* START *

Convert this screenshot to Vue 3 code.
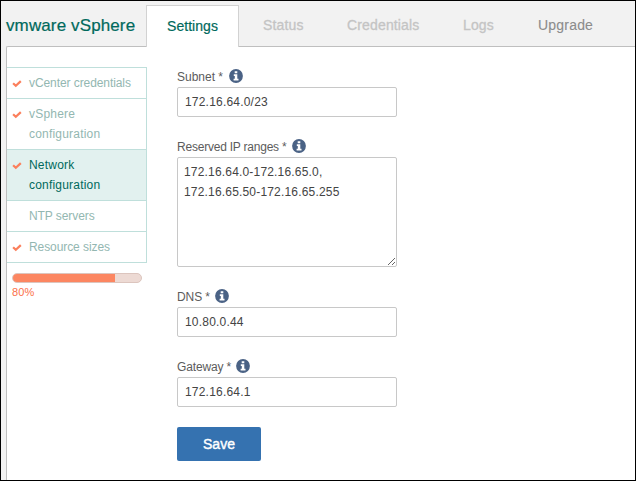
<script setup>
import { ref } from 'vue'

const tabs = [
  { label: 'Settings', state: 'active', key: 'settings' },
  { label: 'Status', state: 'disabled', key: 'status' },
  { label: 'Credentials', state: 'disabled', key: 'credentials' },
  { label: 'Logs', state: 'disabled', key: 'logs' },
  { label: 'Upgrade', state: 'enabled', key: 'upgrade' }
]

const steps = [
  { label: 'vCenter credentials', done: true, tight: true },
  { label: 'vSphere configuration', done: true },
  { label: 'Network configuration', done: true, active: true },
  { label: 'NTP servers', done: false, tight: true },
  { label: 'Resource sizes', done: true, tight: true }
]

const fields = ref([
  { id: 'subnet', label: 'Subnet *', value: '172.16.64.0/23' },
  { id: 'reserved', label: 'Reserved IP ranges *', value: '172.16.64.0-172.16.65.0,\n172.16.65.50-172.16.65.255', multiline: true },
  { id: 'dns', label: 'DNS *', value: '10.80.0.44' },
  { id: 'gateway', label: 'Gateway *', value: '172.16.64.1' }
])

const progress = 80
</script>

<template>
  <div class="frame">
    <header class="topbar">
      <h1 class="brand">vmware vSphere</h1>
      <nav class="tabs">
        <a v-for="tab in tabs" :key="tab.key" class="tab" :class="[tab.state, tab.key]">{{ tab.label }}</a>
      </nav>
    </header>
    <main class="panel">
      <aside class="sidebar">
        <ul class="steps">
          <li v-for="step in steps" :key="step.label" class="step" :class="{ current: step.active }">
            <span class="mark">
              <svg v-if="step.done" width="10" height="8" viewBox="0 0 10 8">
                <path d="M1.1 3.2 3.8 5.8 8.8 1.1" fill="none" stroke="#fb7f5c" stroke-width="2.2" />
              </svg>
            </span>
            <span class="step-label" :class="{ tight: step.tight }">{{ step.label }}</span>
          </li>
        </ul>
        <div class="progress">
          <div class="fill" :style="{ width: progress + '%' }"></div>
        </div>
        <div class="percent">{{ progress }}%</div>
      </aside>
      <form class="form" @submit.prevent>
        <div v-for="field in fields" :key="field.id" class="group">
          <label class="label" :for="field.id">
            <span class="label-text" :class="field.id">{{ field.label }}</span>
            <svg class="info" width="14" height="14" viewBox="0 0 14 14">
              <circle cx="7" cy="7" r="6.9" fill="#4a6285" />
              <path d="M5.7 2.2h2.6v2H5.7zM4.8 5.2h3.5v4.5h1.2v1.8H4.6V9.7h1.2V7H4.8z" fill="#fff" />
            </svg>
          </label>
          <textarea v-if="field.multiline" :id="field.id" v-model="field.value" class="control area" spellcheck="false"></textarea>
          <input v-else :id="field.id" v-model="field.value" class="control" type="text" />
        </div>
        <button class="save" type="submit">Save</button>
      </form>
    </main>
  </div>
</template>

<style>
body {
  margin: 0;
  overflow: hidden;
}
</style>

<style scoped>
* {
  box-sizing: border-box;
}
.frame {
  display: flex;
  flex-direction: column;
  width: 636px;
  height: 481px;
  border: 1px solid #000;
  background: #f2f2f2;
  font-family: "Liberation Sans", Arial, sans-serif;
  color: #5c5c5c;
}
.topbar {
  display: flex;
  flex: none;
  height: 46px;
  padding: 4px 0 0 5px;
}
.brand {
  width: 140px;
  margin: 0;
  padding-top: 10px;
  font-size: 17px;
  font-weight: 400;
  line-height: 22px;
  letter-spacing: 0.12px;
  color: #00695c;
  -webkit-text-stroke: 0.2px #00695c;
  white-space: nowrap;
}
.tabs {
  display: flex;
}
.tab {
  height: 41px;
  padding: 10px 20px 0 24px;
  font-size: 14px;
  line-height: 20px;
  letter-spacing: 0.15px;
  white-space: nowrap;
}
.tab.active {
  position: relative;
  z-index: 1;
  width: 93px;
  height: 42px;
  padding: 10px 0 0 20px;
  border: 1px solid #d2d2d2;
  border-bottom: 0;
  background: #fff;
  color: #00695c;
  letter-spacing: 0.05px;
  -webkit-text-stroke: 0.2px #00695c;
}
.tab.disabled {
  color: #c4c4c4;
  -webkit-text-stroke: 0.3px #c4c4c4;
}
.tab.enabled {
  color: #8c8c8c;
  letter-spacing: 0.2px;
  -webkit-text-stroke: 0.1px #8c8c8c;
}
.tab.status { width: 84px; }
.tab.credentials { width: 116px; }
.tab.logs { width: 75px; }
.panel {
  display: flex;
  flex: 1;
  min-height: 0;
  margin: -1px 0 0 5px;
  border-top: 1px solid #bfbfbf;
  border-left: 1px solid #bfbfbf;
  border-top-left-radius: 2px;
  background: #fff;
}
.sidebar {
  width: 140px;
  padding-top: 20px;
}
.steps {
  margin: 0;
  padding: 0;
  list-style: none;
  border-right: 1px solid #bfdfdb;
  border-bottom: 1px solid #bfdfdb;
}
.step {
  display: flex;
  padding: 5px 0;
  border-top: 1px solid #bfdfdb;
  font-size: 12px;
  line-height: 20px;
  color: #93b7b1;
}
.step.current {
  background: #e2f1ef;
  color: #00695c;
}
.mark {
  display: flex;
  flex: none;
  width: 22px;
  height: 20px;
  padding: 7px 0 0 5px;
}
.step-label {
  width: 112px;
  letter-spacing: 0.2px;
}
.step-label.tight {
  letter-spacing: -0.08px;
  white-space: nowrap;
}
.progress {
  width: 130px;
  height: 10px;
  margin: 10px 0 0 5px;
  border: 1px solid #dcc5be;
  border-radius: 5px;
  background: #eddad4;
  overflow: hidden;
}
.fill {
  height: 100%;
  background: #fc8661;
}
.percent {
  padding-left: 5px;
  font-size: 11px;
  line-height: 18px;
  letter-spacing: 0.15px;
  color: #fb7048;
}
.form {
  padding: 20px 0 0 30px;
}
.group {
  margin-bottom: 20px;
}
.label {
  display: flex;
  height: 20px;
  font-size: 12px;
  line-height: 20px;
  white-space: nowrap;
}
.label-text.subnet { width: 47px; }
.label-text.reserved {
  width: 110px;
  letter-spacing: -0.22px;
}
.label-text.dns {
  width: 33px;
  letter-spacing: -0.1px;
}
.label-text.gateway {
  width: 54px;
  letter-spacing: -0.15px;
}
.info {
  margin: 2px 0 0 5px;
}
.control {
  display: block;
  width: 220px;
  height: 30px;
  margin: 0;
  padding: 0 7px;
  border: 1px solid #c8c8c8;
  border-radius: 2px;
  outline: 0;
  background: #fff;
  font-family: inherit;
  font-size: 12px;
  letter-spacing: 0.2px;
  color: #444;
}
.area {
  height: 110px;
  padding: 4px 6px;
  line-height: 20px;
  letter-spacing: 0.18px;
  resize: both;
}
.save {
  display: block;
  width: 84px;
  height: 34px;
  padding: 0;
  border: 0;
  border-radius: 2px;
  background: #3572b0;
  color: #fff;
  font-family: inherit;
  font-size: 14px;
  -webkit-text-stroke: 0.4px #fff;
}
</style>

* END *

Short task:
Quote everything in the listing above exactly; pictures are the only thing to omit.

Completed exercise:
Convert this screenshot to Vue 3 code.
<script setup>
import { ref } from 'vue'

const tabs = [
  { label: 'Settings', state: 'active', key: 'settings' },
  { label: 'Status', state: 'disabled', key: 'status' },
  { label: 'Credentials', state: 'disabled', key: 'credentials' },
  { label: 'Logs', state: 'disabled', key: 'logs' },
  { label: 'Upgrade', state: 'enabled', key: 'upgrade' }
]

const steps = [
  { label: 'vCenter credentials', done: true, tight: true },
  { label: 'vSphere configuration', done: true },
  { label: 'Network configuration', done: true, active: true },
  { label: 'NTP servers', done: false, tight: true },
  { label: 'Resource sizes', done: true, tight: true }
]

const fields = ref([
  { id: 'subnet', label: 'Subnet *', value: '172.16.64.0/23' },
  { id: 'reserved', label: 'Reserved IP ranges *', value: '172.16.64.0-172.16.65.0,\n172.16.65.50-172.16.65.255', multiline: true },
  { id: 'dns', label: 'DNS *', value: '10.80.0.44' },
  { id: 'gateway', label: 'Gateway *', value: '172.16.64.1' }
])

const progress = 80
</script>

<template>
  <div class="frame">
    <header class="topbar">
      <h1 class="brand">vmware vSphere</h1>
      <nav class="tabs">
        <a v-for="tab in tabs" :key="tab.key" class="tab" :class="[tab.state, tab.key]">{{ tab.label }}</a>
      </nav>
    </header>
    <main class="panel">
      <aside class="sidebar">
        <ul class="steps">
          <li v-for="step in steps" :key="step.label" class="step" :class="{ current: step.active }">
            <span class="mark">
              <svg v-if="step.done" width="10" height="8" viewBox="0 0 10 8">
                <path d="M1.1 3.2 3.8 5.8 8.8 1.1" fill="none" stroke="#fb7f5c" stroke-width="2.2" />
              </svg>
            </span>
            <span class="step-label" :class="{ tight: step.tight }">{{ step.label }}</span>
          </li>
        </ul>
        <div class="progress">
          <div class="fill" :style="{ width: progress + '%' }"></div>
        </div>
        <div class="percent">{{ progress }}%</div>
      </aside>
      <form class="form" @submit.prevent>
        <div v-for="field in fields" :key="field.id" class="group">
          <label class="label" :for="field.id">
            <span class="label-text" :class="field.id">{{ field.label }}</span>
            <svg class="info" width="14" height="14" viewBox="0 0 14 14">
              <circle cx="7" cy="7" r="6.9" fill="#4a6285" />
              <path d="M5.7 2.2h2.6v2H5.7zM4.8 5.2h3.5v4.5h1.2v1.8H4.6V9.7h1.2V7H4.8z" fill="#fff" />
            </svg>
          </label>
          <textarea v-if="field.multiline" :id="field.id" v-model="field.value" class="control area" spellcheck="false"></textarea>
          <input v-else :id="field.id" v-model="field.value" class="control" type="text" />
        </div>
        <button class="save" type="submit">Save</button>
      </form>
    </main>
  </div>
</template>

<style>
body {
  margin: 0;
  overflow: hidden;
}
</style>

<style scoped>
* {
  box-sizing: border-box;
}
.frame {
  display: flex;
  flex-direction: column;
  width: 636px;
  height: 481px;
  border: 1px solid #000;
  background: #f2f2f2;
  font-family: "Liberation Sans", Arial, sans-serif;
  color: #5c5c5c;
}
.topbar {
  display: flex;
  flex: none;
  height: 46px;
  padding: 4px 0 0 5px;
}
.brand {
  width: 140px;
  margin: 0;
  padding-top: 10px;
  font-size: 17px;
  font-weight: 400;
  line-height: 22px;
  letter-spacing: 0.12px;
  color: #00695c;
  -webkit-text-stroke: 0.2px #00695c;
  white-space: nowrap;
}
.tabs {
  display: flex;
}
.tab {
  height: 41px;
  padding: 10px 20px 0 24px;
  font-size: 14px;
  line-height: 20px;
  letter-spacing: 0.15px;
  white-space: nowrap;
}
.tab.active {
  position: relative;
  z-index: 1;
  width: 93px;
  height: 42px;
  padding: 10px 0 0 20px;
  border: 1px solid #d2d2d2;
  border-bottom: 0;
  background: #fff;
  color: #00695c;
  letter-spacing: 0.05px;
  -webkit-text-stroke: 0.2px #00695c;
}
.tab.disabled {
  color: #c4c4c4;
  -webkit-text-stroke: 0.3px #c4c4c4;
}
.tab.enabled {
  color: #8c8c8c;
  letter-spacing: 0.2px;
  -webkit-text-stroke: 0.1px #8c8c8c;
}
.tab.status { width: 84px; }
.tab.credentials { width: 116px; }
.tab.logs { width: 75px; }
.panel {
  display: flex;
  flex: 1;
  min-height: 0;
  margin: -1px 0 0 5px;
  border-top: 1px solid #bfbfbf;
  border-left: 1px solid #bfbfbf;
  border-top-left-radius: 2px;
  background: #fff;
}
.sidebar {
  width: 140px;
  padding-top: 20px;
}
.steps {
  margin: 0;
  padding: 0;
  list-style: none;
  border-right: 1px solid #bfdfdb;
  border-bottom: 1px solid #bfdfdb;
}
.step {
  display: flex;
  padding: 5px 0;
  border-top: 1px solid #bfdfdb;
  font-size: 12px;
  line-height: 20px;
  color: #93b7b1;
}
.step.current {
  background: #e2f1ef;
  color: #00695c;
}
.mark {
  display: flex;
  flex: none;
  width: 22px;
  height: 20px;
  padding: 7px 0 0 5px;
}
.step-label {
  width: 112px;
  letter-spacing: 0.2px;
}
.step-label.tight {
  letter-spacing: -0.08px;
  white-space: nowrap;
}
.progress {
  width: 130px;
  height: 10px;
  margin: 10px 0 0 5px;
  border: 1px solid #dcc5be;
  border-radius: 5px;
  background: #eddad4;
  overflow: hidden;
}
.fill {
  height: 100%;
  background: #fc8661;
}
.percent {
  padding-left: 5px;
  font-size: 11px;
  line-height: 18px;
  letter-spacing: 0.15px;
  color: #fb7048;
}
.form {
  padding: 20px 0 0 30px;
}
.group {
  margin-bottom: 20px;
}
.label {
  display: flex;
  height: 20px;
  font-size: 12px;
  line-height: 20px;
  white-space: nowrap;
}
.label-text.subnet { width: 47px; }
.label-text.reserved {
  width: 110px;
  letter-spacing: -0.22px;
}
.label-text.dns {
  width: 33px;
  letter-spacing: -0.1px;
}
.label-text.gateway {
  width: 54px;
  letter-spacing: -0.15px;
}
.info {
  margin: 2px 0 0 5px;
}
.control {
  display: block;
  width: 220px;
  height: 30px;
  margin: 0;
  padding: 0 7px;
  border: 1px solid #c8c8c8;
  border-radius: 2px;
  outline: 0;
  background: #fff;
  font-family: inherit;
  font-size: 12px;
  letter-spacing: 0.2px;
  color: #444;
}
.area {
  height: 110px;
  padding: 4px 6px;
  line-height: 20px;
  letter-spacing: 0.18px;
  resize: both;
}
.save {
  display: block;
  width: 84px;
  height: 34px;
  padding: 0;
  border: 0;
  border-radius: 2px;
  background: #3572b0;
  color: #fff;
  font-family: inherit;
  font-size: 14px;
  -webkit-text-stroke: 0.4px #fff;
}
</style>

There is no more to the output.